Zu Beginn wird das negative Bild auf der positiven Seite nur verschwinden. Mit der Zeit und etwas Übung werden Sie feststellen, dass Ihr Gehirn bald von selbst anfängt auf der positiven Seite immer mehr positive Bilder entstehen zu lassen. Freuen Sie sich auf diesen großartigen Moment, wenn Sie das bei sich selbst feststellen.

Oft tendieren wir dazu, in Schwarz-Weiß-Mustern oder in Alles-oder-Nichts-Kategorien zu denken, anstatt anzuerkennen, dass es Unterschiede oder Abstufungen in Bezug auf Ängste, Fähigkeiten sowie gute oder weniger gute Leistungen gibt. Insbesondere die kognitive Verhaltenstherapie (z.B. Aron T. Beck) geht von dieser Annahme aus.

Viele Menschen mit perfektionistischen Neigungen zeigen dieses Schwarz-Weiß-Denken in besonders ausgeprägter Form. Sie sind überzeugt davon, dass sie ihren Beruf in Perfektion ausüben müssen. Wenn ihnen das nicht gelingt, empfinden sie dies als Versagen. Dabei existieren zahlreiche Abstufungen zwischen absoluter Perfektion und komplettem Versagen. Wie kann man diese Abstufungen erkennen?

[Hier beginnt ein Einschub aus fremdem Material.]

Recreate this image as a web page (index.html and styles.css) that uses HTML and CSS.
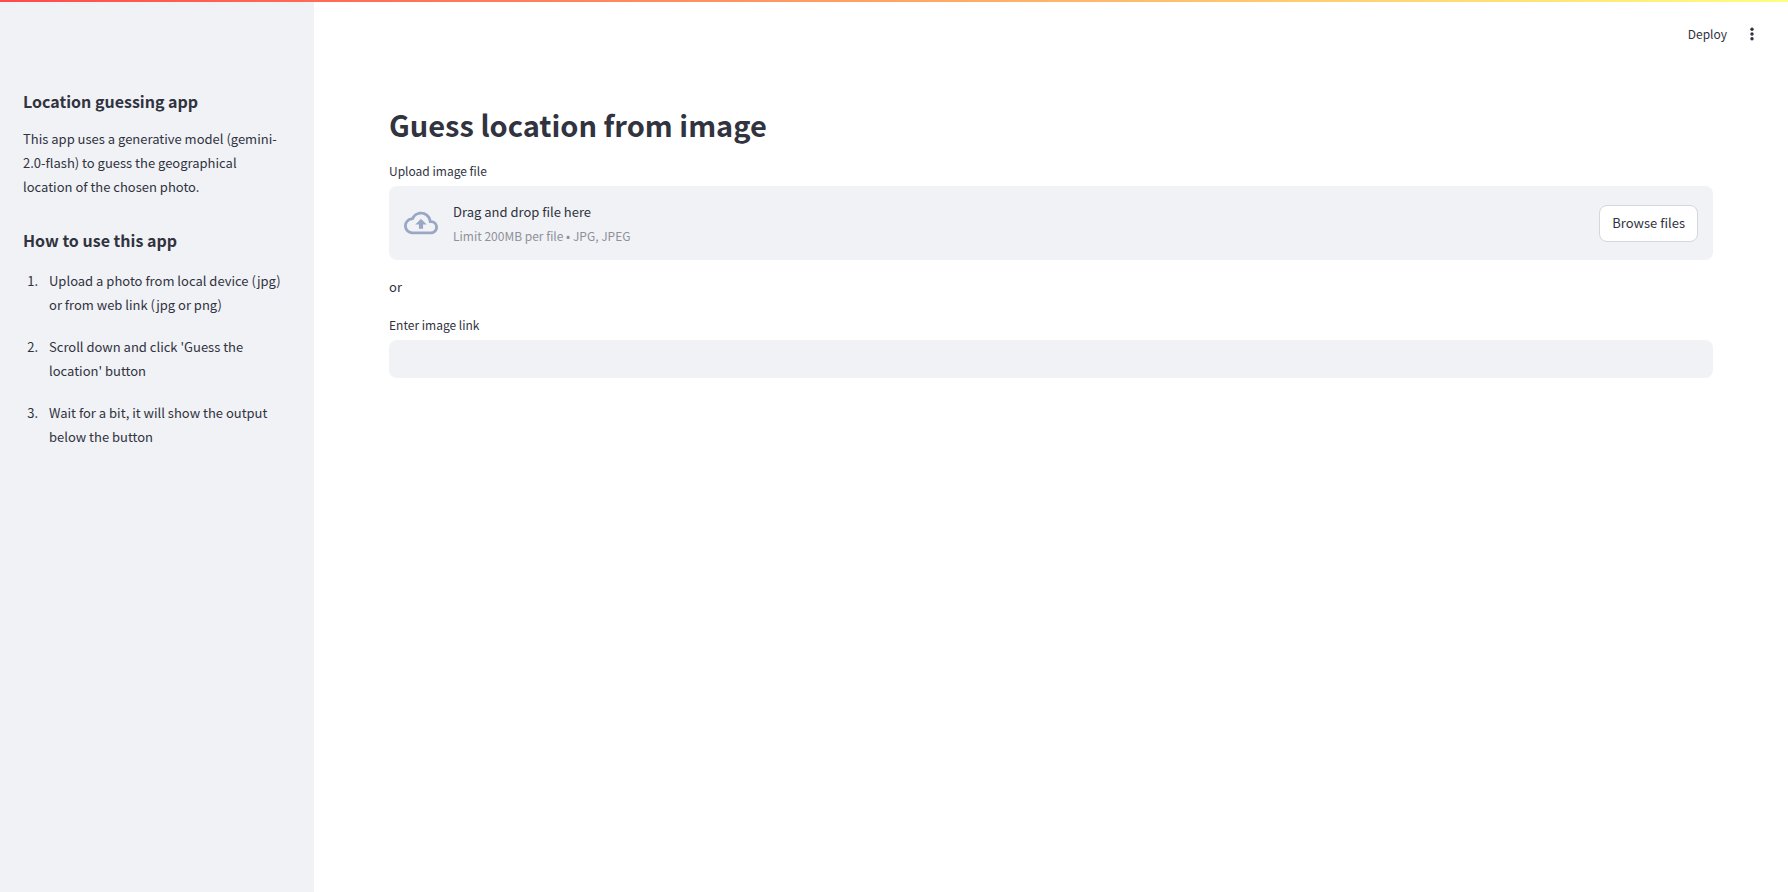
FILE: index.html
```html
<!DOCTYPE html>
<html lang="en">
<head>
<meta charset="utf-8">
<meta name="viewport" content="width=device-width, initial-scale=1">
<title>Guess location from image</title>
<link rel="stylesheet" href="styles.css">
</head>
<body>
<div class="decoration"></div>
<div class="app">
  <aside class="sidebar">
    <h2 class="sidebar-title">Location guessing app</h2>
    <p class="about">This app uses a generative model (gemini-<wbr>2.0-flash) to guess the geographical location of the chosen photo.</p>
    <h2 class="sidebar-title">How to use this app</h2>
    <ol class="steps">
      <li>Upload a photo from local device (jpg) or from web link (jpg or png)</li>
      <li>Scroll down and click 'Guess the location' button</li>
      <li>Wait for a bit, it will show the output below the button</li>
    </ol>
  </aside>
  <div class="page">
    <header class="toolbar">
      <button class="deploy" type="button">Deploy</button>
      <button class="menu" type="button" aria-label="Main menu">
        <svg width="18" height="18" viewBox="0 0 18 18" fill="currentColor"><circle cx="9" cy="4.2" r="1.7"/><circle cx="9" cy="9" r="1.7"/><circle cx="9" cy="13.8" r="1.7"/></svg>
      </button>
    </header>
    <main class="content">
      <h1 class="title">Guess location from image</h1>
      <label class="label" for="browse">Upload image file</label>
      <section class="dropzone">
        <svg class="cloud" width="34" height="34" viewBox="0 0 24 24" fill="currentColor"><path d="M19.35 10.04A7.49 7.49 0 0 0 12 4C9.11 4 6.6 5.64 5.35 8.04A5.994 5.994 0 0 0 0 14c0 3.31 2.69 6 6 6h13c2.76 0 5-2.24 5-5 0-2.64-2.05-4.78-4.65-4.96zM19 18H6c-2.21 0-4-1.79-4-4 0-2.05 1.53-3.76 3.56-3.97l1.07-.11.5-.95A5.469 5.469 0 0 1 12 6c2.62 0 4.88 1.86 5.39 4.43l.3 1.5 1.53.11A2.98 2.98 0 0 1 22 15c0 1.65-1.35 3-3 3zM8 13h2.55v3h2.9v-3H16l-4-4z"/></svg>
        <div class="hint">
          <span class="hint-main">Drag and drop file here</span>
          <span class="hint-limit">Limit 200MB per file • JPG, JPEG</span>
        </div>
        <button class="browse" id="browse" type="button">Browse files</button>
      </section>
      <p class="or">or</p>
      <label class="label" for="link">Enter image link</label>
      <input class="link-input" id="link" type="text">
    </main>
  </div>
</div>
</body>
</html>
```
FILE: styles.css
```css
* { box-sizing: border-box; }
body {
  margin: 0;
  background: #fff;
  color: #31333f;
  font-family: "Noto Sans CJK JP", "Noto Sans", sans-serif;
  font-size: 13px;
  line-height: 24px;
}
button, input { font: inherit; color: inherit; }
.decoration {
  position: fixed;
  inset: 0 0 auto;
  height: 2px;
  background: linear-gradient(90deg, #ff4b4b, #fffd80);
}
.app { display: flex; min-height: 100vh; }
.sidebar {
  flex: 0 0 314px;
  padding: 89px 23px 24px;
  background: #f0f2f6;
}
.sidebar-title { margin: 0; font-size: 16px; line-height: 24px; font-weight: 700; }
.about { margin: 14px 0 29px; padding-right: 10px; }
.steps { margin: 17px 0 0; padding: 0 0 0 18px; }
.steps li { margin-bottom: 18px; padding-left: 8px; }
.page { flex: 1; min-width: 0; }
.toolbar {
  display: flex;
  justify-content: flex-end;
  align-items: center;
  gap: 16px;
  height: 56px;
  padding: 12px 27px 0 0;
}
.deploy, .menu {
  display: flex;
  padding: 0;
  border: 0;
  background: none;
  font-size: 12px;
  line-height: 20px;
}
.content { padding: 40px 75px; }
.title { margin: 0 0 8px; font-size: 29px; line-height: 56px; font-weight: 700; }
.label { display: block; margin-bottom: 4px; font-size: 12px; line-height: 22px; }
.dropzone {
  display: flex;
  align-items: center;
  gap: 15px;
  padding: 12px 15px;
  border-radius: 8px;
  background: #f0f2f6;
}
.cloud { color: #99a7c5; }
.hint { display: flex; flex: 1; flex-direction: column; padding-top: 2px; }
.hint-main, .hint-limit { line-height: 24px; }
.hint-limit { color: #8f9199; font-size: 12px; }
.browse {
  height: 37px;
  padding: 0 12px;
  border: 1px solid #d6d7dc;
  border-radius: 8px;
  background: #fff;
}
.or { margin: 15px 0; }
.link-input {
  display: block;
  width: 100%;
  height: 38px;
  padding: 0 12px;
  border: 0;
  border-radius: 8px;
  background: #f0f2f6;
}
```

Eine mögliche Lösung könnte darin bestehen, sich selbst gegenüber nachsichtiger zu sein. Betrachten wir dazu ein Beispiel:

Wie kann umgedacht werden?

Alles – oder – Nichts Denken:

„Wenn ich die Prüfung nicht gut bestehe, brauch ich sie erst gar nicht antreten.“

Nachsichtigem Umgang:

„Ich gehe zur Prüfung und schau mal was ich abliefern kann.“

Oder

„Ich gebe mein Bestes, dies reicht aus.“

Achtung: In angstauslösenden Situationen neigen wir dazu, uns selbst sehr hohe Forderungen zu stellen. Sei aufmerksam, wenn du folgende Aussagen von dir selbst hörst: „niemals“, „immer“, „müssen“, „ich kann nicht“, „ich bin unfähig“.

Diese unterstützen das Alles-oder-Nichts-Denken und verstärken den Widerstand. Ersetze die Aussagen wenn möglich. So kann „Niemals“ zu „manchmal“ und „immer“ zu „oft“ werden. Die Aussage „ich kann nicht“ kann durch „ich finde es schwierig“ oder „es ist schwierig für mich“ ersetzt werden.